Problem 1 Instructions

Evaluate the following definite integrals using the quad function and the lambda keyword. You may only report your answer in Python and you should only print the integral area and nothing else. Do not define a function, use lambda to define your integrands if necessary

1.1

$$ \int_0^\pi \sin x\, dx $$



In [1]:

    
from scipy.integrate import quad
import numpy as np

quad(np.sin, 0, np.pi)[0]









    Out[1]:





2.0

1.2

$$ \int_0^1 \ln x\, dx $$



In [2]:

    
quad(np.log, 0, 1)[0]









    Out[2]:





-0.9999999999999999

1.3

$$ \int_{-1}^1 x^2 \, dx $$



In [3]:

    
quad(lambda x: x**2, -1, 1)[0]









    Out[3]:





0.6666666666666666

1.1

$$ \int_0^{10} y^3 - 2 y \, dy $$



In [4]:

    
quad(lambda y: y**3 - 2 * y, 0, 10)[0]









    Out[4]:





2400.0

Problem 2 Instruction

Answer the following questions in Python

2.1

Create and plot a function which integrates the standard normal distribution from $-\infty$ to the given argument.

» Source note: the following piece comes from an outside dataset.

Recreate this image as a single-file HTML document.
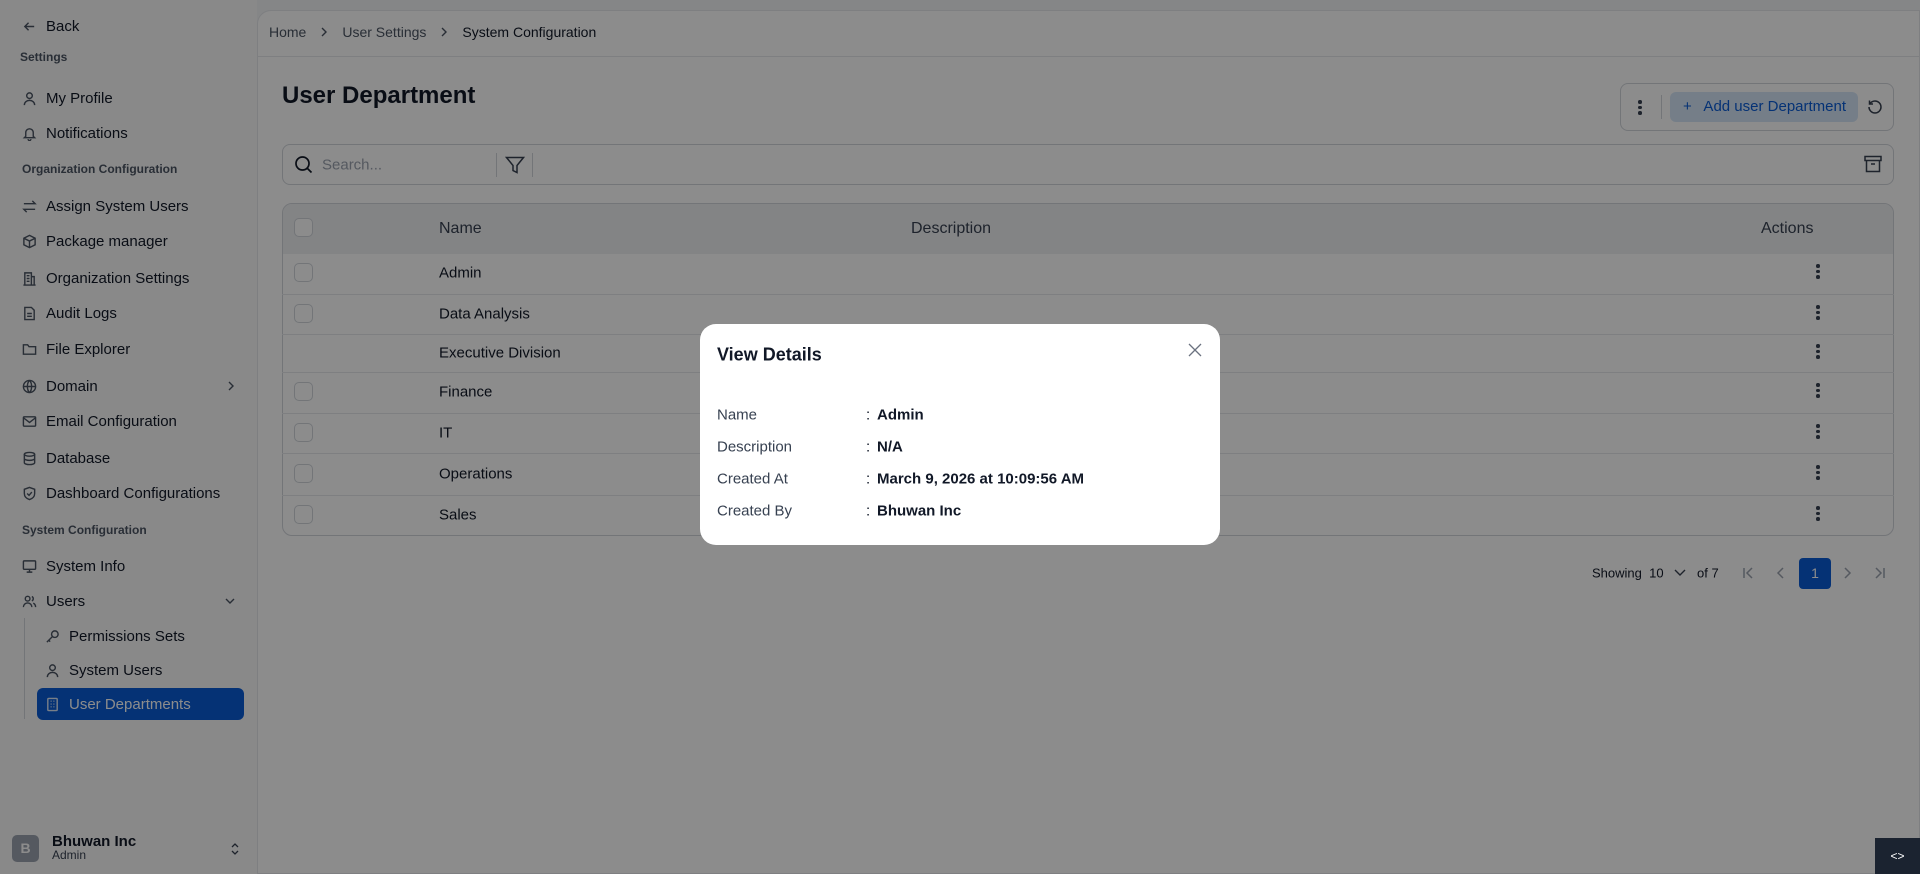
<!DOCTYPE html>
<html><head><meta charset="utf-8"><style>
*{box-sizing:border-box;margin:0;padding:0}
body{width:1920px;height:874px;overflow:hidden;font-family:"Liberation Sans",sans-serif;background:#f3f4f6;position:relative;color:#111827}
.abs{position:absolute}
.sb{left:0;top:0;width:257px;height:874px;background:#fafafa}
.it{position:absolute;left:22px;font-size:15px;color:#111827;display:flex;align-items:center;gap:9px;height:20px;transform:translateY(-50%)}
.it svg{width:15px;height:15px;stroke:#4b5563;fill:none;stroke-width:1.5}
.sec{position:absolute;left:22px;font-size:12px;font-weight:bold;color:#4b5563;transform:translateY(-50%)}
.main{left:257px;top:10px;width:1663px;height:864px;background:#fff;border-top-left-radius:14px;border:1px solid #e5e7eb}
.c{transform:translateY(-50%)}
.row{position:absolute;left:282px;width:1612px;border-top:1px solid #e5e7eb}
.cb{position:absolute;left:294px;width:19px;height:19px;border:1px solid #d1d5db;border-radius:5px;background:#fff}
.keb{position:absolute;left:1816px;width:4px}
.keb i{display:block;width:3.5px;height:3.5px;border-radius:50%;background:#374151;margin:2px 0}
.tx{position:absolute;font-size:15px;color:#111827;transform:translateY(-50%)}
.ov{left:0;top:0;width:1920px;height:874px;background:rgba(0,0,0,0.45)}
.modal{left:700px;top:324px;width:520px;height:221px;background:#fff;border-radius:16px}
.ml{position:absolute;left:17px;font-size:15px;color:#374151;transform:translateY(-50%)}
.mc{position:absolute;left:166px;font-size:15px;transform:translateY(-50%)}
.mv{position:absolute;left:177px;font-size:15px;font-weight:bold;transform:translateY(-50%)}
</style></head><body>
<div class="abs sb">
 <div class="it" style="top:26px;left:22px"><svg viewBox="0 0 16 16"><path d="M13 8H3M7 4L3 8l4 4"/></svg>Back</div>
 <div class="sec" style="top:57px;left:20px">Settings</div>
 <div class="it" style="top:98px"><svg viewBox="0 0 16 16"><circle cx="8" cy="5" r="3"/><path d="M2.5 15c0-3 2.5-5 5.5-5s5.5 2 5.5 5"/></svg>My Profile</div>
 <div class="it" style="top:133px"><svg viewBox="0 0 16 16"><path d="M4 11V7a4 4 0 018 0v4l1.5 1.5h-11zM6.5 14a1.5 1.5 0 003 0"/></svg>Notifications</div>
 <div class="sec" style="top:169px">Organization Configuration</div>
 <div class="it" style="top:206px"><svg viewBox="0 0 16 16"><path d="M2 5h12l-3-3M14 11H2l3 3"/></svg>Assign System Users</div>
 <div class="it" style="top:241px"><svg viewBox="0 0 16 16"><path d="M8 1.5l6 3v7l-6 3-6-3v-7zM2 4.5l6 3 6-3M8 7.5v7"/></svg>Package manager</div>
 <div class="it" style="top:278px"><svg viewBox="0 0 16 16"><path d="M3 15V2h7v13M10 6h3v9M1.5 15h13M5 5h3M5 8h3M5 11h3"/></svg>Organization Settings</div>
 <div class="it" style="top:313px"><svg viewBox="0 0 16 16"><path d="M3 1.5h7l3 3v10H3zM5.5 8h5M5.5 11h5"/></svg>Audit Logs</div>
 <div class="it" style="top:349px"><svg viewBox="0 0 16 16"><path d="M1.5 13V3h4.5l1.5 2h7v8z"/></svg>File Explorer</div>
 <div class="it" style="top:386px"><svg viewBox="0 0 16 16"><circle cx="8" cy="8" r="6.5"/><path d="M1.5 8h13M8 1.5c-3 3-3 10 0 13M8 1.5c3 3 3 10 0 13"/></svg>Domain</div>
 <svg class="abs" style="left:226px;top:380px" width="10" height="12" viewBox="0 0 10 12" fill="none" stroke="#4b5563" stroke-width="1.4"><path d="M3 2l4 4-4 4"/></svg>
 <div class="it" style="top:421px"><svg viewBox="0 0 16 16"><rect x="1.5" y="3" width="13" height="10" rx="1"/><path d="M1.5 4l6.5 5 6.5-5"/></svg>Email Configuration</div>
 <div class="it" style="top:458px"><svg viewBox="0 0 16 16"><ellipse cx="8" cy="3.5" rx="5.5" ry="2"/><path d="M2.5 3.5v9c0 1.1 2.5 2 5.5 2s5.5-.9 5.5-2v-9M2.5 8c0 1.1 2.5 2 5.5 2s5.5-.9 5.5-2"/></svg>Database</div>
 <div class="it" style="top:493px"><svg viewBox="0 0 16 16"><path d="M8 1.5l5.5 2v4.5c0 3.5-2.5 5.5-5.5 6.5-3-1-5.5-3-5.5-6.5V3.5zM5.5 8l2 2 3-3.5"/></svg>Dashboard Configurations</div>
 <div class="sec" style="top:530px">System Configuration</div>
 <div class="it" style="top:566px"><svg viewBox="0 0 16 16"><rect x="1.5" y="2" width="13" height="9" rx="1"/><path d="M8 11v3M5 14h6"/></svg>System Info</div>
 <div class="it" style="top:601px"><svg viewBox="0 0 16 16"><circle cx="6" cy="5" r="2.5"/><path d="M1.5 14c0-2.5 2-4.5 4.5-4.5s4.5 2 4.5 4.5M10.5 2.7a2.5 2.5 0 010 4.6M12 9.8c1.5.6 2.5 2.2 2.5 4.2"/></svg>Users</div>
 <svg class="abs" style="left:224px;top:596px" width="12" height="10" viewBox="0 0 12 10" fill="none" stroke="#4b5563" stroke-width="1.4"><path d="M2 3l4 4 4-4"/></svg>
 <div class="abs" style="left:24px;top:618px;width:1px;height:101px;background:#d1d5db"></div>
 <div class="it" style="top:636px;left:45px"><svg viewBox="0 0 16 16"><circle cx="10.5" cy="5.5" r="3.5"/><path d="M8 8l-6 6M4 12l1.5 1.5"/></svg>Permissions Sets</div>
 <div class="it" style="top:670px;left:45px"><svg viewBox="0 0 16 16"><circle cx="8" cy="5" r="3"/><path d="M2.5 15c0-3 2.5-5 5.5-5s5.5 2 5.5 5"/></svg>System Users</div>
 <div class="abs" style="left:37px;top:688px;width:207px;height:32px;background:#0a5cd6;border-radius:6px"></div>
 <div class="it" style="top:704px;left:45px;color:#fff"><svg viewBox="0 0 16 16" style="stroke:#dbe7f7"><rect x="3" y="1.5" width="10" height="13" rx="1"/><path d="M6 4.5h1M9 4.5h1M6 7.5h1M9 7.5h1M6 10.5h1M9 10.5h1"/></svg>User Departments</div>
 <div class="abs" style="left:12px;top:835px;width:27px;height:27px;background:#9ca3af;border-radius:5px;color:#fff;font-weight:bold;font-size:14px;text-align:center;line-height:27px">B</div>
 <div class="abs" style="left:52px;top:833px;font-size:15px;font-weight:bold;color:#111827">Bhuwan Inc</div>
 <div class="abs" style="left:52px;top:848px;font-size:12px;color:#374151">Admin</div>
 <svg class="abs" style="left:229px;top:841px" width="12" height="16" viewBox="0 0 12 16" fill="none" stroke="#374151" stroke-width="1.3"><path d="M3 6l3-3 3 3M3 10l3 3 3-3"/></svg>
</div>
<div class="abs main"></div>
<div class="abs c" style="left:269px;top:32px;font-size:14px;color:#4b5563;display:flex;align-items:center;gap:14px"><span>Home</span><svg width="8" height="12" viewBox="0 0 8 12" fill="none" stroke="#4b5563" stroke-width="1.4"><path d="M2 2l4 4-4 4"/></svg><span>User Settings</span><svg width="8" height="12" viewBox="0 0 8 12" fill="none" stroke="#4b5563" stroke-width="1.4"><path d="M2 2l4 4-4 4"/></svg><span style="color:#111827">System Configuration</span></div>
<div class="abs" style="left:258px;top:56px;width:1662px;height:1px;background:#e5e7eb"></div>
<div class="abs c" style="left:282px;top:96px;font-size:24px;font-weight:bold">User Department</div>
<div class="abs" style="left:1620px;top:83px;width:274px;height:48px;border:1px solid #d1d5db;border-radius:8px"></div>
<div class="keb" style="top:98px;left:1638px"><i></i><i></i><i></i></div>
<div class="abs" style="left:1661px;top:95px;width:1px;height:24px;background:#d1d5db"></div>
<div class="abs" style="left:1670px;top:92px;width:188px;height:30px;background:#d6e6f7;border-radius:6px;color:#0a5cd6;font-size:15px;line-height:30px;padding-left:13px">+&nbsp;&nbsp; Add user Department</div>
<svg class="abs" style="left:1866px;top:98px" width="18" height="18" viewBox="0 0 18 18" fill="none" stroke="#374151" stroke-width="1.5"><path d="M3 9a6 6 0 106-6 6.5 6.5 0 00-5 2.5M3.5 2.5v3.5H7"/></svg>
<div class="abs" style="left:282px;top:144px;width:1612px;height:41px;border:1px solid #d1d5db;border-radius:8px"></div>
<svg class="abs" style="left:294px;top:155px" width="20" height="20" viewBox="0 0 20 20" fill="none" stroke="#111827" stroke-width="1.7"><circle cx="8.5" cy="8.5" r="6.5"/><path d="M13.5 13.5l4 4"/></svg>
<div class="abs c" style="left:322px;top:165px;font-size:15px;color:#9ca3af">Search...</div>
<div class="abs" style="left:496px;top:153px;width:1px;height:24px;background:#d1d5db"></div>
<svg class="abs" style="left:505px;top:156px" width="20" height="18" viewBox="0 0 20 18" fill="none" stroke="#374151" stroke-width="1.5"><path d="M1.5 1.5h17l-6.5 8v7l-4-2v-5z"/></svg>
<div class="abs" style="left:532px;top:153px;width:1px;height:24px;background:#d1d5db"></div>
<svg class="abs" style="left:1864px;top:155px" width="18" height="18" viewBox="0 0 18 18" fill="none" stroke="#374151" stroke-width="1.5"><rect x="1" y="1.5" width="16" height="4"/><path d="M2.5 5.5v11h13v-11M7 9h4"/></svg>
<div class="abs" style="left:282px;top:203px;width:1612px;height:333px;border:1px solid #d1d5db;border-radius:10px;overflow:hidden">
 <div style="height:50px;background:#eef0f3"></div>
</div>
<div class="cb" style="top:218px"></div>
<div class="tx" style="left:439px;top:229px;font-size:16px;color:#374151">Name</div>
<div class="tx" style="left:911px;top:229px;font-size:16px;color:#374151">Description</div>
<div class="tx" style="left:1761px;top:229px;font-size:16px;color:#374151">Actions</div>
<div class="row" style="top:294px"></div><div class="row" style="top:334px"></div><div class="row" style="top:372px"></div><div class="row" style="top:413px"></div><div class="row" style="top:453px"></div><div class="row" style="top:495px"></div>
<div class="cb" style="top:263px"></div><div class="tx" style="left:439px;top:273px">Admin</div><div class="keb" style="top:262px"><i></i><i></i><i></i></div>
<div class="cb" style="top:304px"></div><div class="tx" style="left:439px;top:314px">Data Analysis</div><div class="keb" style="top:303px"><i></i><i></i><i></i></div>
<div class="tx" style="left:439px;top:353px">Executive Division</div><div class="keb" style="top:342px"><i></i><i></i><i></i></div>
<div class="cb" style="top:382px"></div><div class="tx" style="left:439px;top:392px">Finance</div><div class="keb" style="top:381px"><i></i><i></i><i></i></div>
<div class="cb" style="top:423px"></div><div class="tx" style="left:439px;top:433px">IT</div><div class="keb" style="top:422px"><i></i><i></i><i></i></div>
<div class="cb" style="top:464px"></div><div class="tx" style="left:439px;top:474px">Operations</div><div class="keb" style="top:463px"><i></i><i></i><i></i></div>
<div class="cb" style="top:505px"></div><div class="tx" style="left:439px;top:515px">Sales</div><div class="keb" style="top:504px"><i></i><i></i><i></i></div>
<div class="tx" style="left:1592px;top:573px;font-size:13px">Showing &nbsp;10</div>
<svg class="abs" style="left:1674px;top:568px" width="12" height="10" viewBox="0 0 12 10" fill="none" stroke="#374151" stroke-width="1.4"><path d="M1 2l5 5 5-5"/></svg>
<div class="tx" style="left:1697px;top:573px;font-size:13px">of 7</div>
<svg class="abs" style="left:1742px;top:566px" width="14" height="14" viewBox="0 0 14 14" fill="none" stroke="#9ca3af" stroke-width="1.5"><path d="M2 2v10M10 2L5 7l5 5"/></svg>
<svg class="abs" style="left:1776px;top:566px" width="10" height="14" viewBox="0 0 10 14" fill="none" stroke="#9ca3af" stroke-width="1.5"><path d="M7 2L2 7l5 5"/></svg>
<div class="abs" style="left:1799px;top:558px;width:32px;height:31px;background:#0a5cd6;border-radius:4px;color:#fff;font-size:14px;text-align:center;line-height:31px">1</div>
<svg class="abs" style="left:1842px;top:566px" width="10" height="14" viewBox="0 0 10 14" fill="none" stroke="#9ca3af" stroke-width="1.5"><path d="M3 2l5 5-5 5"/></svg>
<svg class="abs" style="left:1872px;top:566px" width="14" height="14" viewBox="0 0 14 14" fill="none" stroke="#9ca3af" stroke-width="1.5"><path d="M12 2v10M4 2l5 5-5 5"/></svg>
<div class="abs ov"></div>
<div class="abs" style="left:1875px;top:838px;width:45px;height:36px;background:#1b2330;color:#fff;font-size:12px;text-align:center;line-height:36px">&lt;&gt;</div>
<div class="abs modal">
 <div class="abs c" style="left:17px;top:31px;font-size:18px;font-weight:bold">View Details</div>
 <svg class="abs" style="left:488px;top:19px" width="14" height="14" viewBox="0 0 14 14" stroke="#6b7280" stroke-width="1.3"><path d="M1 1l12 12M13 1L1 13"/></svg>
 <div class="ml" style="top:91px">Name</div><div class="mc" style="top:91px">:</div><div class="mv" style="top:91px">Admin</div>
 <div class="ml" style="top:123px">Description</div><div class="mc" style="top:123px">:</div><div class="mv" style="top:123px">N/A</div>
 <div class="ml" style="top:155px">Created At</div><div class="mc" style="top:155px">:</div><div class="mv" style="top:155px">March 9, 2026 at 10:09:56 AM</div>
 <div class="ml" style="top:187px">Created By</div><div class="mc" style="top:187px">:</div><div class="mv" style="top:187px">Bhuwan Inc</div>
</div>
</body></html>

Plot from $-3$ to $3$. You may not use scipy.stats and you should evaluate the integral yourself using quad.



In [5]:

    
import matplotlib.pyplot as plt

def my_cdf(x):
    '''Returns the cumulative distribution function for a standard normal from -inf to x
    
    Args:
        x: the upper bound of definite integral
        
    Returns: The probability of the interval
    '''
    #use np.inf for lower bound
    return quad(lambda x: 1 / np.sqrt(2 * np.pi) * np.exp(-x**2 / 2), -np.inf, x)[0]

#need to vectorize it
v_cdf = np.vectorize(my_cdf)

#plot from -3 to 3 with 1000 points
x = np.linspace(-3,3,1000)
plt.plot(x, v_cdf(x))
plt.xlabel('$a$')
plt.ylabel('$P(-\infty < x < a$')
plt.show()

2.2

Define the following piecewise function in Python, plot it and integrate it from -3 to 3:

$$ f(x) = \; \left. \begin{array}{llr} x^2 & \textrm{if} & |x| < 1\\ x & \textrm{otherwise} & \\ \end{array}\right\} $$



In [6]:

    
def fxn(x):
    if np.abs(x) < 1:
        return x**2
    return x
#need to vectorize is to use with numpy
v_fxn = np.vectorize(fxn)

#integrate it
A = quad(v_fxn, -3, 3)[0]
print('The integral is {}'.format(A))

x = np.linspace(-3, 3, 1000)
plt.plot(x, v_fxn(x))
plt.xlabel('x')
plt.ylabel('f(x)')
plt.show()









    



The integral is 0.6666666666666664

2.3

Evaluate the following integral:

$$ \int_0^{3.5}\int_0^x x^2 - y^2 \,dy\, dx $$



In [7]:

    
def inner_integral(x):
    return quad(lambda y: x**2 - y**2, 0, x)[0]

quad(inner_integral, 0, 3.5)[0]









    Out[7]:





25.010416666666668